Need assistance in calculating resistors in a differential amplifier

[mitrynicolae]

Hello guys

I need your assistance in calculating R1 R2 R3 and R4 resistors from the attached schematic. The requirements are that at 25V the opamp should output 2V and the opamp should be powered from a single 5V supply.

Also please let me know if what I am trying to achieve is correct.
- if the base of the transistor is off and no battery is connected then the opamp should output 0V
- if the base of the transistor is on but  no battery is connected then the opamp should output 2V
- if the base of the transistor is on and the battery is connected then the opamp should output a value between 0 and 2 volts depending on the battery resistance (RL is used to simulate this resistance)
- if the base of the transistor is off but a 12V battery is connected then the opamp should output 0.96V
- if the battery is placed by mistake in reverse and the base of the transistor is off then the output should be 0.
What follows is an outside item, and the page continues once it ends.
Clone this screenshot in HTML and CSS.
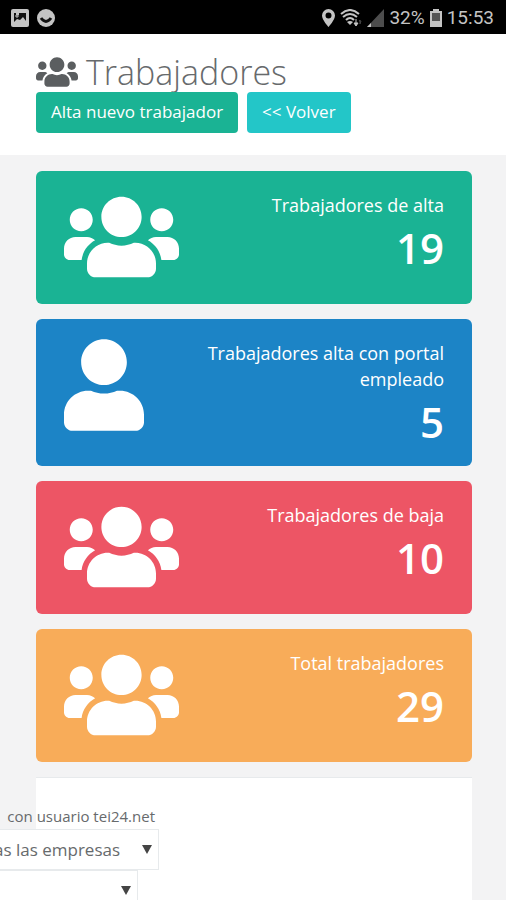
FILE: index.html
```
<!DOCTYPE html>
<html lang="es">
<head>
    <meta charset="UTF-8">
    <meta name="viewport" content="width=device-width, initial-scale=1.0">
    <title>Trabajadores</title>
    <link rel="stylesheet" href="styles.css">
</head>
<body>
    <!-- Shared icons -->
    <svg class="sprite" aria-hidden="true">
        <symbol id="icon-users" viewBox="0 0 640 512">
            <path d="M96 224c35.3 0 64-28.7 64-64s-28.7-64-64-64-64 28.7-64 64 28.7 64 64 64zm448 0c35.3 0 64-28.7 64-64s-28.7-64-64-64-64 28.7-64 64 28.7 64 64 64zm32 32h-64c-17.6 0-33.5 7.1-45.1 18.6 40.3 22.1 68.9 62 75.1 109.4h66c17.7 0 32-14.3 32-32v-32c0-35.3-28.7-64-64-64zm-256 0c61.9 0 112-50.1 112-112S381.9 32 320 32 208 82.1 208 144s50.1 112 112 112zm76.8 32h-8.3c-20.8 10-43.9 16-68.5 16s-47.6-6-68.5-16h-8.3C179.6 288 128 339.6 128 403.2V432c0 26.5 21.5 48 48 48h288c26.5 0 48-21.5 48-48v-28.8c0-63.6-51.6-115.2-115.2-115.2zm-223.7-13.4C161.5 263.1 145.6 256 128 256H64c-35.3 0-64 28.7-64 64v32c0 17.7 14.3 32 32 32h65.9c6.3-47.4 34.9-87.3 75.2-109.4z"/>
        </symbol>
        <symbol id="icon-user" viewBox="0 0 448 512">
            <path d="M224 256c70.7 0 128-57.3 128-128S294.7 0 224 0 96 57.3 96 128s57.3 128 128 128zm89.6 32h-16.7c-22.2 10.2-46.9 16-72.9 16s-50.6-5.8-72.9-16h-16.7C60.2 288 0 348.2 0 422.4V464c0 26.5 21.5 48 48 48h352c26.5 0 48-21.5 48-48v-41.6c0-74.2-60.2-134.4-134.4-134.4z"/>
        </symbol>
    </svg>

    <!-- Status Bar -->
    <div class="status-bar">
        <div class="status-group">
            <svg width="18" height="18" viewBox="0 0 18 18">
                <rect width="18" height="18" rx="2" fill="#c4c4c4"/>
                <path d="M3 4h2v2h3V4h7v8l-3-4-3 3-3-1-3 3z" fill="#111"/>
                <path d="M4 7h4M6 5v4" stroke="#c4c4c4"/>
            </svg>
            <svg width="18" height="18" viewBox="0 0 18 18">
                <circle cx="9" cy="9" r="9" fill="#c4c4c4"/>
                <path d="M4 9q5 7 10 0" fill="none" stroke="#111" stroke-width="3"/>
            </svg>
        </div>
        <div class="status-group status-right">
            <svg width="13" height="18" viewBox="0 0 13 18">
                <path fill="#c4c4c4" fill-rule="evenodd" d="M6.500 0a6.500 6.500 0 0 0-6.500 6.500C0 11 6.500 18 6.500 18S13 11 13 6.500A6.500 6.500 0 0 0 6.500 0zm0 3.500a3 3 0 1 1 0 6 3 3 0 0 1 0-6z"/>
            </svg>
            <svg width="22" height="18" viewBox="0 0 22 18">
                <g fill="none" stroke="#c4c4c4" stroke-width="2">
                    <path d="M1 5q9-8 18 0M3 8q7-6 14 0M6 11q4-4 8 0"/>
                </g>
                <path d="M10 16l-3-3q3-2 6 0z" fill="#c4c4c4"/>
                <path d="M16 10v4h-2l2 3 2-3h-2" fill="#c4c4c4" stroke="#c4c4c4"/>
                <path d="M20 15v-4l-1 1h2z" fill="none" stroke="#444"/>
            </svg>
            <svg width="17" height="18" viewBox="0 0 17 18">
                <path d="M17 0v18H0z" fill="#4d4d4d"/>
                <path d="M4 14v4H0z" fill="#c4c4c4"/>
            </svg>
            <span>32%</span>
            <svg width="12" height="18" viewBox="0 0 12 18">
                <path d="M3 0h6v2h3v16H0V2h3z" fill="#c4c4c4"/>
                <path d="M2 4h8v8H2z" fill="#555"/>
            </svg>
            <span>15:53</span>
        </div>
    </div>

    <!-- Page Header -->
    <header class="page-header">
        <h1 class="page-title">
            <svg class="title-icon" aria-hidden="true"><use href="#icon-users"/></svg>
            Trabajadores
        </h1>
        <div class="actions">
            <button type="button" class="button button-primary">Alta nuevo trabajador</button>
            <button type="button" class="button button-info">&lt;&lt; Volver</button>
        </div>
    </header>

    <main class="content">
        <!-- Summary Cards -->
        <section class="card card-green">
            <svg class="card-icon" aria-hidden="true"><use href="#icon-users"/></svg>
            <div class="card-text">
                <span class="card-label">Trabajadores de alta</span>
                <strong class="card-number">19</strong>
            </div>
        </section>
        <section class="card card-blue">
            <svg class="card-icon card-icon-single" aria-hidden="true"><use href="#icon-user"/></svg>
            <div class="card-text">
                <span class="card-label">Trabajadores alta con portal empleado</span>
                <strong class="card-number">5</strong>
            </div>
        </section>
        <section class="card card-red">
            <svg class="card-icon" aria-hidden="true"><use href="#icon-users"/></svg>
            <div class="card-text">
                <span class="card-label">Trabajadores de baja</span>
                <strong class="card-number">10</strong>
            </div>
        </section>
        <section class="card card-orange">
            <svg class="card-icon" aria-hidden="true"><use href="#icon-users"/></svg>
            <div class="card-text">
                <span class="card-label">Total trabajadores</span>
                <strong class="card-number">29</strong>
            </div>
        </section>

        <!-- Filters -->
        <section class="panel">
            <form class="filters">
                <label class="filter-label" for="company">con usuario tei24.net</label>
                <select class="filter-select" id="company">
                    <option>Todas las empresas</option>
                </select>
                <select class="filter-select filter-center" aria-label="Centro">
                    <option></option>
                </select>
            </form>
        </section>
    </main>
</body>
</html>
```
FILE: styles.css
```
:root {
    --green: #1ab394;
    --teal: #23c6c8;
    --blue: #1c84c6;
    --red: #ed5565;
    --orange: #f8ac59;
    --background: #f3f3f4;
    --border: #e7eaec;
    --text: #676a6c;
}

* {
    box-sizing: border-box;
}

body {
    margin: 0;
    background: var(--background);
    color: var(--text);
    font-family: "Open Sans", "Liberation Sans", sans-serif;
    font-size: 18px;
    line-height: 26px;
    overflow-x: hidden;
}

.sprite {
    display: none;
}

/* Status Bar */
.status-bar {
    display: flex;
    justify-content: space-between;
    align-items: center;
    height: 34px;
    padding: 2px 12px 0 11px;
    background: #000000;
    color: #c4c4c4;
    font-family: Roboto, sans-serif;
    font-size: 19px;
}

.status-group {
    display: flex;
    align-items: center;
    gap: 8px;
}

.status-right {
    gap: 5px;
}

/* Page Header */
.page-header {
    padding: 18px 34px 22px 36px;
    background: #ffffff;
}

.page-title {
    display: flex;
    align-items: center;
    gap: 8px;
    margin: 0;
    font-size: 34px;
    font-weight: 300;
    line-height: 40px;
}

.title-icon {
    width: 42px;
    height: 34px;
    fill: #5b5e60;
}

.actions {
    display: flex;
    gap: 9px;
}

.button {
    padding: 7px 15px 8px;
    border: none;
    border-radius: 4px;
    color: #ffffff;
    font-family: inherit;
    font-size: 17px;
    line-height: 26px;
    cursor: pointer;
}

.button-primary {
    background: var(--green);
}

.button-info {
    background: var(--teal);
}

/* Summary Cards */
.content {
    display: flex;
    flex-direction: column;
    gap: 15px;
    padding: 16px 34px 0 36px;
}

.card {
    display: flex;
    justify-content: space-between;
    align-items: flex-start;
    gap: 28px;
    padding: 20px 28px 21px;
    border-radius: 6px;
    color: #ffffff;
}

.card-green {
    background: var(--green);
}

.card-blue {
    background: var(--blue);
}

.card-red {
    background: var(--red);
}

.card-orange {
    background: var(--orange);
}

.card-icon {
    flex: none;
    width: 115px;
    height: 92px;
    fill: currentColor;
}

.card-icon-single {
    width: 80px;
}

.card-text {
    display: flex;
    flex-direction: column;
    gap: 7px;
    padding-top: 1px;
    text-align: right;
}

.card-number {
    font-size: 42px;
    font-weight: 600;
    line-height: 46px;
}

/* Filters */
.panel {
    padding: 25px 0;
    border-top: 1px solid var(--border);
    background: #ffffff;
}

.filters {
    display: flex;
    flex-direction: column;
    align-items: flex-end;
    width: 300px;
    margin-left: -177px;
}

.filter-label {
    padding-right: 4px;
    font-size: 15px;
}

.filter-select {
    appearance: none;
    height: 41px;
    padding: 6px 37px 6px 14px;
    border: 1px solid var(--border);
    border-radius: 0;
    background: #ffffff url("data:image/svg+xml,%3Csvg xmlns='http://www.w3.org/2000/svg' width='10' height='9'%3E%3Cpath d='M0 0h10L5 9z' fill='%23444'/%3E%3C/svg%3E") no-repeat right 6px center;
    color: var(--text);
    font-family: inherit;
    font-size: 17px;
}

.filter-center {
    width: 200px;
    margin-right: 21px;
}
```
Also please let me know the following:
1. is what I am trying to achieve correct or not?
2. in case of the reverse voltage on the opamp (+ and - not the supply), will the opamp survive?
3. what resistors I should change with potentiometer (only one if possible) in order to have possibility to adjust the output in case the resistors are not precise
4. is there any other method to measure the voltage between the specified points
5. regarding my schematic, could you also post the equations that lead to the calculated values or at least how you deduce them?

P.S. Please note that RL only simulates the battery internal resistance.

[radiolistener]

Here is very nice video from Dave which explains how it works:

[alex.martinez]

Also please let me know if what I am trying to achieve is correct.
- if the base of the transistor is off and no battery is connected then the opamp should output 0V
- if the base of the transistor is on but  no battery is connected then the opamp should output 2V
- if the base of the transistor is on and the battery is connected then the opamp should output a value between 0 and 2 volts depending on the battery resistance (RL is used to simulate this resistance)
- if the base of the transistor is off but a 12V battery is connected then the opamp should output 0.96V
- if the battery is placed by mistake in reverse and the base of the transistor is off then the output should be 0.

You have two batteries in the system...I have no clue of which one you are talking about...

2. in case of the reverse voltage on the opamp (+ and - not the supply), will the opamp survive?

It should, +-32 V of input common mode, you can check the datasheet of the LM324AD

3. what resistors I should change with potentiometer (only one if possible) in order to have possibility to adjust the output in case the resistors are not precise

By a resistor being not precise, you mean if their tolerance is too large? What it is done to avoid this is to use high component values (100 k for instance) so that the tolerance is not so critical in general. But if you worry about acurracy, grab a decent multimeter and measure the components, adding pots all over the place ends up being messy. If you want tunability, add pots on small resistors (1 k, 5 k...)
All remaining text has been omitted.